Exercise objective: Copy the listing below in full and skip every picture.

---*---

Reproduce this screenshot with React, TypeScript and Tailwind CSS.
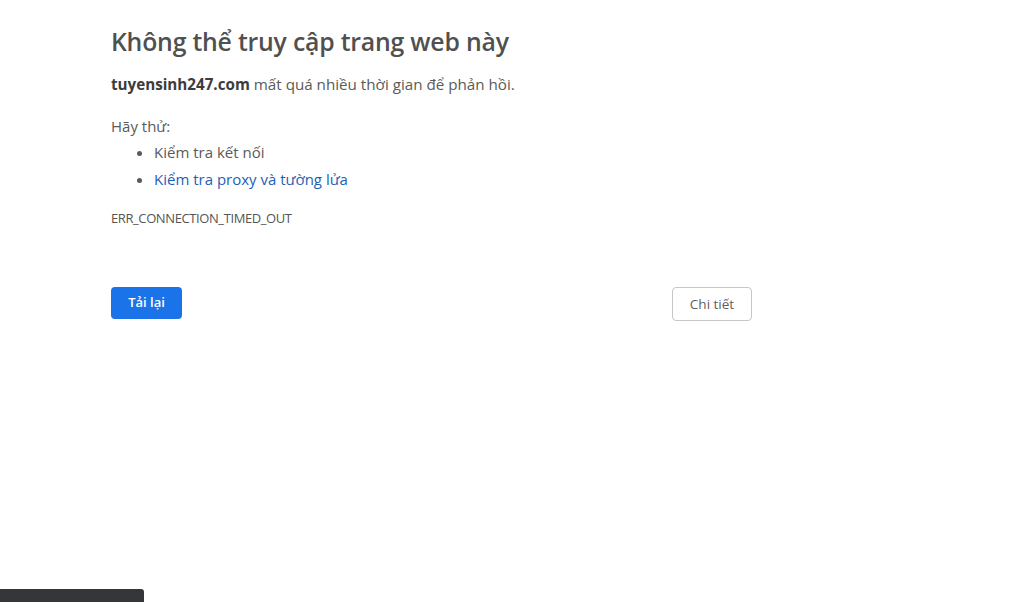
export default function App() {
  return (
    <div className="relative w-[1024px] h-[602px] bg-white overflow-hidden font-['Open_Sans',sans-serif]">
      <div className="w-[641px] ml-[111px] pt-[25px] flex flex-col">
        <h1 className="text-[24.8px] leading-[32px] font-semibold text-[#505050] tracking-[-0.2px]">
          Không thể truy cập trang web này
        </h1>
        <p className="mt-[15px] text-[15.2px] leading-[24px] text-[#5a5a5a]">
          <span className="font-bold text-[#3c3c3c]">tuyensinh247.com</span> mất quá nhiều thời gian để phản hồi.
        </p>
        <p className="mt-[20px] text-[15px] leading-[20px] text-[#5a5a5a]">Hãy thử:</p>
        <ul className="mt-[3px] pl-[43px] list-disc text-[15px] leading-[27px] text-[#5a5a5a] marker:text-[#5a5a5a]">
          <li>Kiểm tra kết nối</li>
          <li className="text-[#1e5fb4]">Kiểm tra proxy và tường lửa</li>
        </ul>
        <div className="mt-[17px] text-[13px] leading-[16px] text-[#555] tracking-[-0.4px]">ERR_CONNECTION_TIMED_OUT</div>
        <div className="mt-[61px] flex items-start justify-between">
          <button className="h-[32px] w-[71px] rounded-[4px] bg-[#1a73e8] text-white text-[13px] font-semibold">
            Tải lại
          </button>
          <button className="h-[34px] w-[80px] rounded-[4px] border border-[#c6c6c6] bg-white text-[#5f5f5f] text-[13.5px]">
            Chi tiết
          </button>
        </div>
      </div>
      <div className="absolute left-0 bottom-0 w-[144px] h-[13px] bg-[#35363a] rounded-tr-[3px]" />
    </div>
  );
}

---*---

Complete output:
Reproduce this screenshot with React, TypeScript and Tailwind CSS.
export default function App() {
  return (
    <div className="relative w-[1024px] h-[602px] bg-white overflow-hidden font-['Open_Sans',sans-serif]">
      <div className="w-[641px] ml-[111px] pt-[25px] flex flex-col">
        <h1 className="text-[24.8px] leading-[32px] font-semibold text-[#505050] tracking-[-0.2px]">
          Không thể truy cập trang web này
        </h1>
        <p className="mt-[15px] text-[15.2px] leading-[24px] text-[#5a5a5a]">
          <span className="font-bold text-[#3c3c3c]">tuyensinh247.com</span> mất quá nhiều thời gian để phản hồi.
        </p>
        <p className="mt-[20px] text-[15px] leading-[20px] text-[#5a5a5a]">Hãy thử:</p>
        <ul className="mt-[3px] pl-[43px] list-disc text-[15px] leading-[27px] text-[#5a5a5a] marker:text-[#5a5a5a]">
          <li>Kiểm tra kết nối</li>
          <li className="text-[#1e5fb4]">Kiểm tra proxy và tường lửa</li>
        </ul>
        <div className="mt-[17px] text-[13px] leading-[16px] text-[#555] tracking-[-0.4px]">ERR_CONNECTION_TIMED_OUT</div>
        <div className="mt-[61px] flex items-start justify-between">
          <button className="h-[32px] w-[71px] rounded-[4px] bg-[#1a73e8] text-white text-[13px] font-semibold">
            Tải lại
          </button>
          <button className="h-[34px] w-[80px] rounded-[4px] border border-[#c6c6c6] bg-white text-[#5f5f5f] text-[13.5px]">
            Chi tiết
          </button>
        </div>
      </div>
      <div className="absolute left-0 bottom-0 w-[144px] h-[13px] bg-[#35363a] rounded-tr-[3px]" />
    </div>
  );
}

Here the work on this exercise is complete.